** To be done **
Skip any picture you find and retype all the remaining lines exactly.

** Material **
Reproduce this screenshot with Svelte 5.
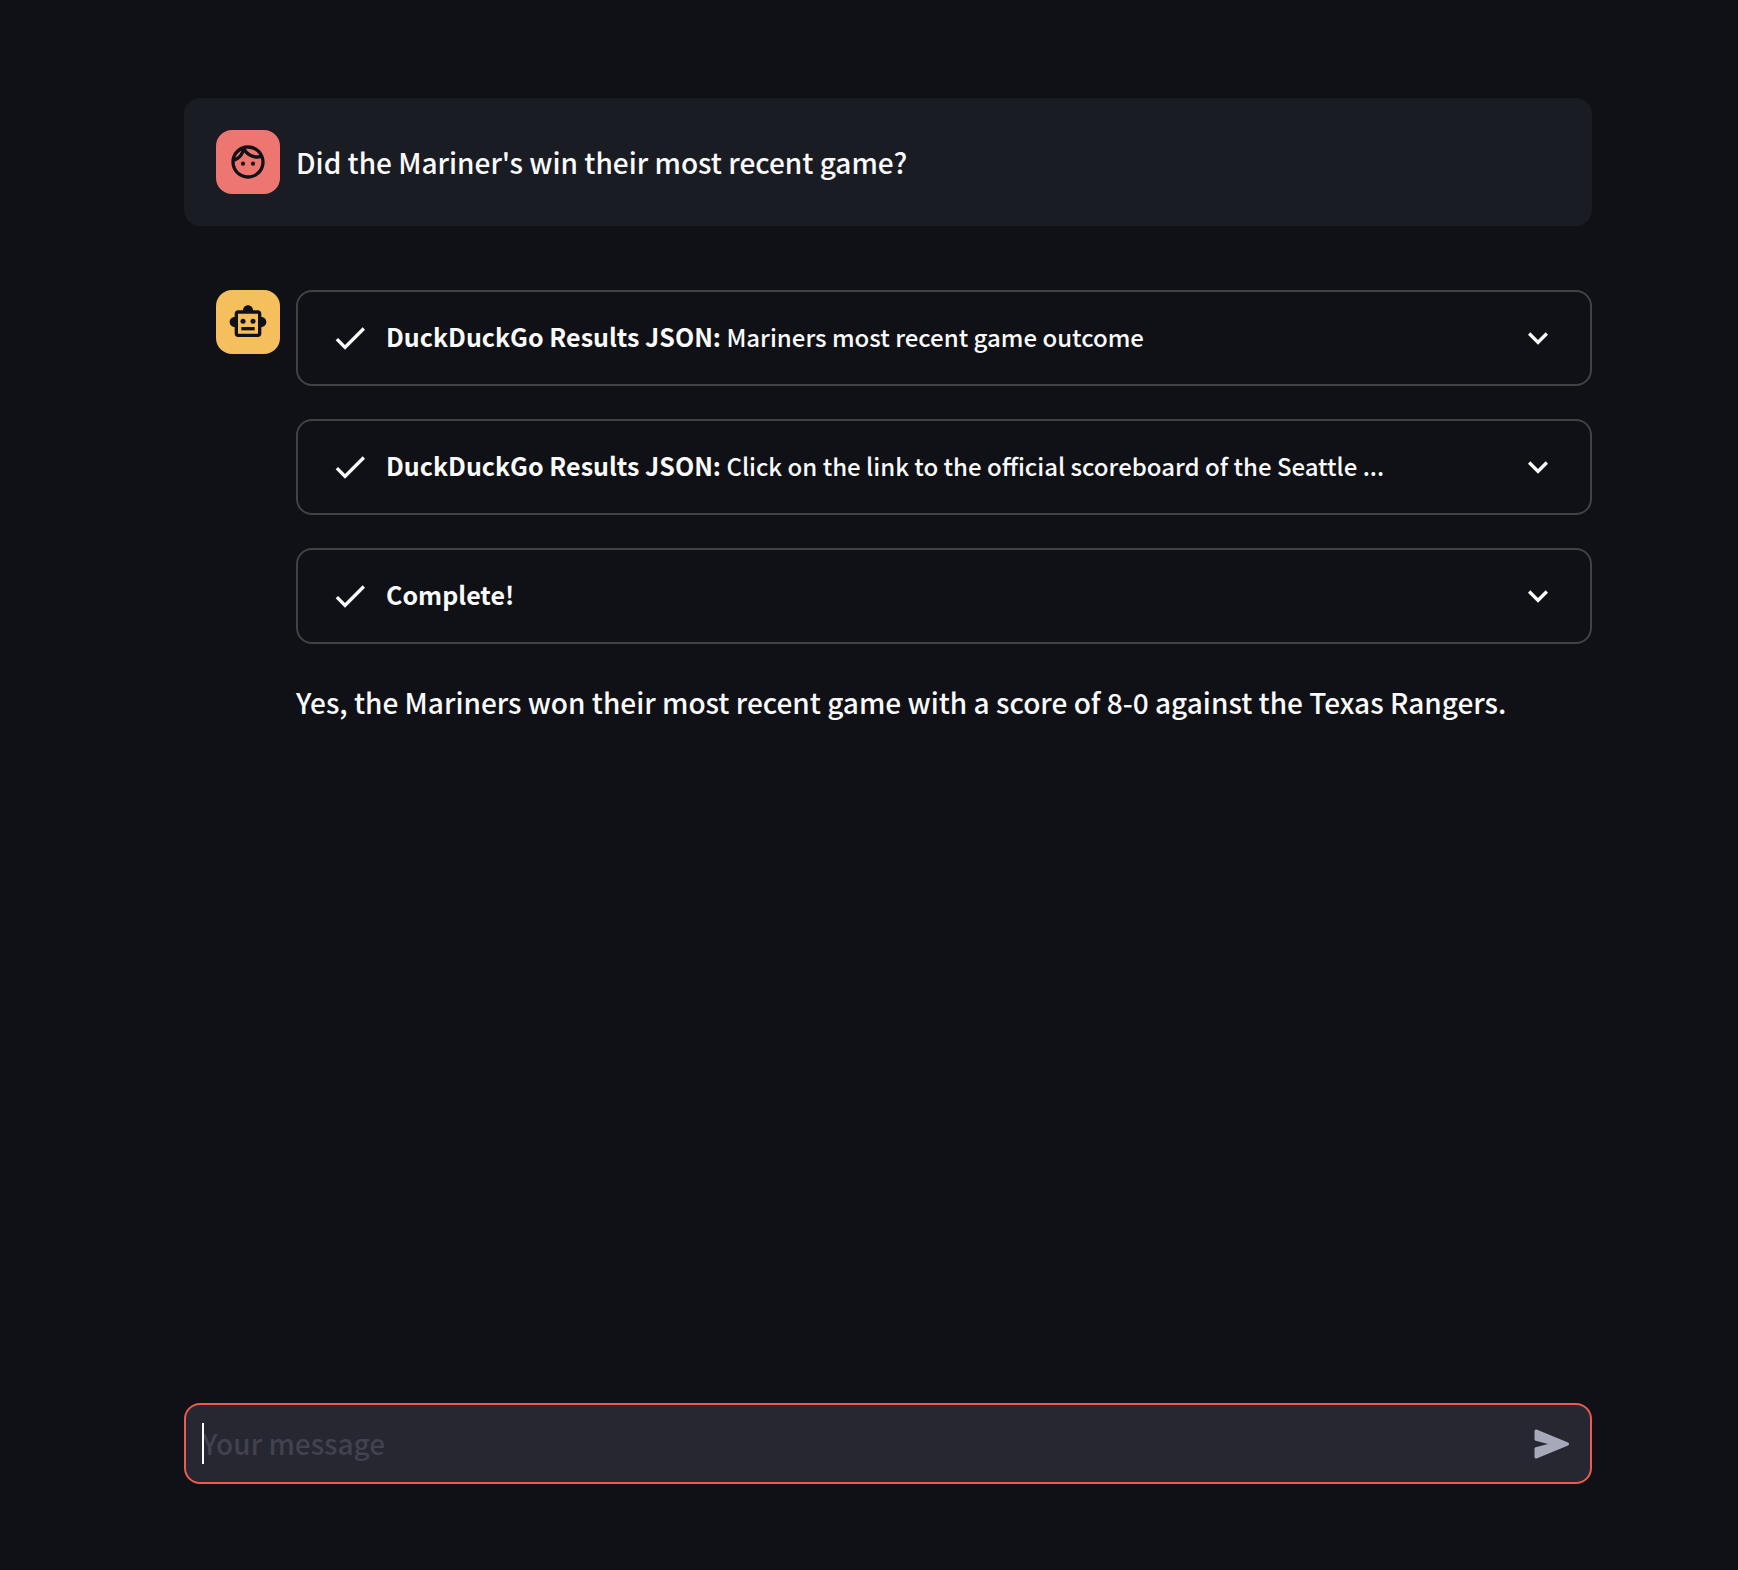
<script>
  const steps = [
    { title: 'DuckDuckGo Results JSON:', detail: 'Mariners most recent game outcome' },
    {
      title: 'DuckDuckGo Results JSON:',
      detail: 'Click on the link to the official scoreboard of the Seattle ...'
    },
    { title: 'Complete!', detail: '' }
  ];

  let message = $state('');
</script>

<div class="page">
  <main class="chat">
    <article class="message user">
      <div class="avatar face">
        <svg class="icon" viewBox="0 0 24 24" aria-hidden="true">
          <path
            d="M10.25 13a1.25 1.25 0 1 1-2.5 0 1.25 1.25 0 0 1 2.5 0zM15 11.75a1.25 1.25 0 1 0 0 2.5 1.25 1.25 0 0 0 0-2.5zm7 .25c0 5.52-4.48 10-10 10S2 17.52 2 12 6.48 2 12 2s10 4.48 10 10zM10.66 4.12C12.06 6.44 14.6 8 17.5 8c.46 0 .91-.05 1.34-.12C17.44 5.56 14.9 4 12 4c-.46 0-.91.05-1.34.12zM4.42 9.47a8.046 8.046 0 0 0 3.66-4.44 8.046 8.046 0 0 0-3.66 4.44zM20 12c0-.78-.12-1.53-.33-2.24-.7.15-1.42.24-2.17.24a10 10 0 0 1-7.76-3.69A10.016 10.016 0 0 1 4 11.86c.01.04 0 .09 0 .14 0 4.41 3.59 8 8 8s8-3.59 8-8z"
          />
        </svg>
      </div>
      <div class="content">
        <p>Did the Mariner's win their most recent game?</p>
      </div>
    </article>

    <article class="message">
      <div class="avatar robot">
        <svg class="icon" viewBox="0 0 24 24" aria-hidden="true">
          <path
            fill-rule="evenodd"
            d="M20 9V7c0-1.1-.9-2-2-2h-3c0-1.66-1.34-3-3-3S9 3.340 9 5H6c-1.1 0-2 .9-2 2v2c-1.66 0-3 1.34-3 3s1.34 3 3 3v4c0 1.1.9 2 2 2h12c1.1 0 2-.9 2-2v-4c1.66 0 3-1.34 3-3s-1.34-3-3-3zM18 19H6V7h12v12z"
          />
          <circle cx="9" cy="11.5" r="1.5" />
          <circle cx="15" cy="11.5" r="1.5" />
          <path d="M8 15h8v2H8z" />
        </svg>
      </div>
      <div class="content">
        {#each steps as step}
          <details>
            <summary>
              <svg class="icon" viewBox="0 0 24 24" aria-hidden="true">
                <path d="M9 16.17L4.830 12l-1.42 1.41L9 19 21 7l-1.410-1.410z" />
              </svg>
              <span class="label"><strong>{step.title}</strong> {step.detail}</span>
              <svg class="icon" viewBox="0 0 24 24" aria-hidden="true">
                <path d="M16.590 8.590L12 13.170 7.410 8.590 6 10l6 6 6-6z" />
              </svg>
            </summary>
          </details>
        {/each}
        <p>Yes, the Mariners won their most recent game with a score of 8-0 against the Texas Rangers.</p>
      </div>
    </article>
  </main>

  <form class="composer" onsubmit={(event) => event.preventDefault()}>
    {#if !message}<span class="caret"></span>{/if}
    <input type="text" placeholder="Your message" aria-label="Your message" bind:value={message} />
    <button type="submit" aria-label="Send message">
      <svg class="icon" viewBox="0 0 40 40" aria-hidden="true">
        <path
          d="M4 7L35.500 20L4 33V24.800L22 20L4 15.200z"
          stroke="currentColor"
          stroke-width="3"
          stroke-linejoin="round"
        />
      </svg>
    </button>
  </form>
</div>

<style>
  :global(body) {
    margin: 0;
    background: #101116;
  }

  .page {
    box-sizing: border-box;
    min-height: 100vh;
    display: flex;
    flex-direction: column;
    justify-content: space-between;
    gap: 64px;
    padding: 98px 146px 86px 184px;
    color: #fafafa;
    font-family: 'Source Sans Pro', 'Noto Sans CJK JP', sans-serif;
    font-size: 28px;
    font-weight: 500;
    line-height: 50px;
  }

  .chat {
    display: flex;
    flex-direction: column;
    gap: 32px;
  }

  .message {
    display: flex;
    align-items: flex-start;
    gap: 16px;
    padding: 32px 0 32px 32px;
    border-radius: 16px;
  }

  .user {
    align-items: center;
    padding-right: 32px;
    background: #1a1c24;
  }

  .avatar {
    flex: none;
    display: flex;
    align-items: center;
    justify-content: center;
    width: 64px;
    height: 64px;
    border-radius: 16px;
    color: #101116;
  }

  .face {
    background: #ed7671;
  }

  .robot {
    background: #f4bf5c;
  }

  .icon {
    flex: none;
    display: block;
    width: 40px;
    height: 40px;
    fill: currentColor;
  }

  .content {
    flex: 1;
    min-width: 0;
    display: flex;
    flex-direction: column;
    gap: 33px;
  }

  p {
    margin: 0;
  }

  details {
    border: 2px solid #414246;
    border-radius: 16px;
  }

  summary {
    display: flex;
    align-items: center;
    gap: 16px;
    padding: 24px 32px;
    font-size: 24px;
    line-height: 42px;
    list-style: none;
    cursor: pointer;
  }

  .label {
    flex: 1;
    min-width: 0;
    padding-bottom: 2px;
  }

  strong {
    font-size: 25px;
    font-weight: 700;
    line-height: 1;
  }

  .composer {
    position: relative;
    display: flex;
    align-items: center;
    padding: 12px 18px 12px 16px;
    border: 2px solid #ed5a52;
    border-radius: 16px;
    background: #262730;
  }

  .caret {
    position: absolute;
    left: 16px;
    top: 18px;
    bottom: 18px;
    width: 2px;
    background: #fafafa;
  }

  input {
    box-sizing: border-box;
    flex: 1;
    min-width: 0;
    height: 53px;
    padding: 0 0 2px;
    border: 0;
    outline: 0;
    background: transparent;
    color: inherit;
    font: inherit;
  }

  input::placeholder {
    color: #40424e;
    opacity: 1;
  }

  button {
    flex: none;
    padding: 0;
    border: 0;
    background: transparent;
    color: #a5a9b9;
    cursor: pointer;
  }
</style>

** Exercise response **
Reproduce this screenshot with Svelte 5.
<script>
  const steps = [
    { title: 'DuckDuckGo Results JSON:', detail: 'Mariners most recent game outcome' },
    {
      title: 'DuckDuckGo Results JSON:',
      detail: 'Click on the link to the official scoreboard of the Seattle ...'
    },
    { title: 'Complete!', detail: '' }
  ];

  let message = $state('');
</script>

<div class="page">
  <main class="chat">
    <article class="message user">
      <div class="avatar face">
        <svg class="icon" viewBox="0 0 24 24" aria-hidden="true">
          <path
            d="M10.25 13a1.25 1.25 0 1 1-2.5 0 1.25 1.25 0 0 1 2.5 0zM15 11.75a1.25 1.25 0 1 0 0 2.5 1.25 1.25 0 0 0 0-2.5zm7 .25c0 5.52-4.48 10-10 10S2 17.52 2 12 6.48 2 12 2s10 4.48 10 10zM10.66 4.12C12.06 6.44 14.6 8 17.5 8c.46 0 .91-.05 1.34-.12C17.44 5.56 14.9 4 12 4c-.46 0-.91.05-1.34.12zM4.42 9.47a8.046 8.046 0 0 0 3.66-4.44 8.046 8.046 0 0 0-3.66 4.44zM20 12c0-.78-.12-1.53-.33-2.24-.7.15-1.42.24-2.17.24a10 10 0 0 1-7.76-3.69A10.016 10.016 0 0 1 4 11.86c.01.04 0 .09 0 .14 0 4.41 3.59 8 8 8s8-3.59 8-8z"
          />
        </svg>
      </div>
      <div class="content">
        <p>Did the Mariner's win their most recent game?</p>
      </div>
    </article>

    <article class="message">
      <div class="avatar robot">
        <svg class="icon" viewBox="0 0 24 24" aria-hidden="true">
          <path
            fill-rule="evenodd"
            d="M20 9V7c0-1.1-.9-2-2-2h-3c0-1.66-1.34-3-3-3S9 3.340 9 5H6c-1.1 0-2 .9-2 2v2c-1.66 0-3 1.34-3 3s1.34 3 3 3v4c0 1.1.9 2 2 2h12c1.1 0 2-.9 2-2v-4c1.66 0 3-1.34 3-3s-1.34-3-3-3zM18 19H6V7h12v12z"
          />
          <circle cx="9" cy="11.5" r="1.5" />
          <circle cx="15" cy="11.5" r="1.5" />
          <path d="M8 15h8v2H8z" />
        </svg>
      </div>
      <div class="content">
        {#each steps as step}
          <details>
            <summary>
              <svg class="icon" viewBox="0 0 24 24" aria-hidden="true">
                <path d="M9 16.17L4.830 12l-1.42 1.41L9 19 21 7l-1.410-1.410z" />
              </svg>
              <span class="label"><strong>{step.title}</strong> {step.detail}</span>
              <svg class="icon" viewBox="0 0 24 24" aria-hidden="true">
                <path d="M16.590 8.590L12 13.170 7.410 8.590 6 10l6 6 6-6z" />
              </svg>
            </summary>
          </details>
        {/each}
        <p>Yes, the Mariners won their most recent game with a score of 8-0 against the Texas Rangers.</p>
      </div>
    </article>
  </main>

  <form class="composer" onsubmit={(event) => event.preventDefault()}>
    {#if !message}<span class="caret"></span>{/if}
    <input type="text" placeholder="Your message" aria-label="Your message" bind:value={message} />
    <button type="submit" aria-label="Send message">
      <svg class="icon" viewBox="0 0 40 40" aria-hidden="true">
        <path
          d="M4 7L35.500 20L4 33V24.800L22 20L4 15.200z"
          stroke="currentColor"
          stroke-width="3"
          stroke-linejoin="round"
        />
      </svg>
    </button>
  </form>
</div>

<style>
  :global(body) {
    margin: 0;
    background: #101116;
  }

  .page {
    box-sizing: border-box;
    min-height: 100vh;
    display: flex;
    flex-direction: column;
    justify-content: space-between;
    gap: 64px;
    padding: 98px 146px 86px 184px;
    color: #fafafa;
    font-family: 'Source Sans Pro', 'Noto Sans CJK JP', sans-serif;
    font-size: 28px;
    font-weight: 500;
    line-height: 50px;
  }

  .chat {
    display: flex;
    flex-direction: column;
    gap: 32px;
  }

  .message {
    display: flex;
    align-items: flex-start;
    gap: 16px;
    padding: 32px 0 32px 32px;
    border-radius: 16px;
  }

  .user {
    align-items: center;
    padding-right: 32px;
    background: #1a1c24;
  }

  .avatar {
    flex: none;
    display: flex;
    align-items: center;
    justify-content: center;
    width: 64px;
    height: 64px;
    border-radius: 16px;
    color: #101116;
  }

  .face {
    background: #ed7671;
  }

  .robot {
    background: #f4bf5c;
  }

  .icon {
    flex: none;
    display: block;
    width: 40px;
    height: 40px;
    fill: currentColor;
  }

  .content {
    flex: 1;
    min-width: 0;
    display: flex;
    flex-direction: column;
    gap: 33px;
  }

  p {
    margin: 0;
  }

  details {
    border: 2px solid #414246;
    border-radius: 16px;
  }

  summary {
    display: flex;
    align-items: center;
    gap: 16px;
    padding: 24px 32px;
    font-size: 24px;
    line-height: 42px;
    list-style: none;
    cursor: pointer;
  }

  .label {
    flex: 1;
    min-width: 0;
    padding-bottom: 2px;
  }

  strong {
    font-size: 25px;
    font-weight: 700;
    line-height: 1;
  }

  .composer {
    position: relative;
    display: flex;
    align-items: center;
    padding: 12px 18px 12px 16px;
    border: 2px solid #ed5a52;
    border-radius: 16px;
    background: #262730;
  }

  .caret {
    position: absolute;
    left: 16px;
    top: 18px;
    bottom: 18px;
    width: 2px;
    background: #fafafa;
  }

  input {
    box-sizing: border-box;
    flex: 1;
    min-width: 0;
    height: 53px;
    padding: 0 0 2px;
    border: 0;
    outline: 0;
    background: transparent;
    color: inherit;
    font: inherit;
  }

  input::placeholder {
    color: #40424e;
    opacity: 1;
  }

  button {
    flex: none;
    padding: 0;
    border: 0;
    background: transparent;
    color: #a5a9b9;
    cursor: pointer;
  }
</style>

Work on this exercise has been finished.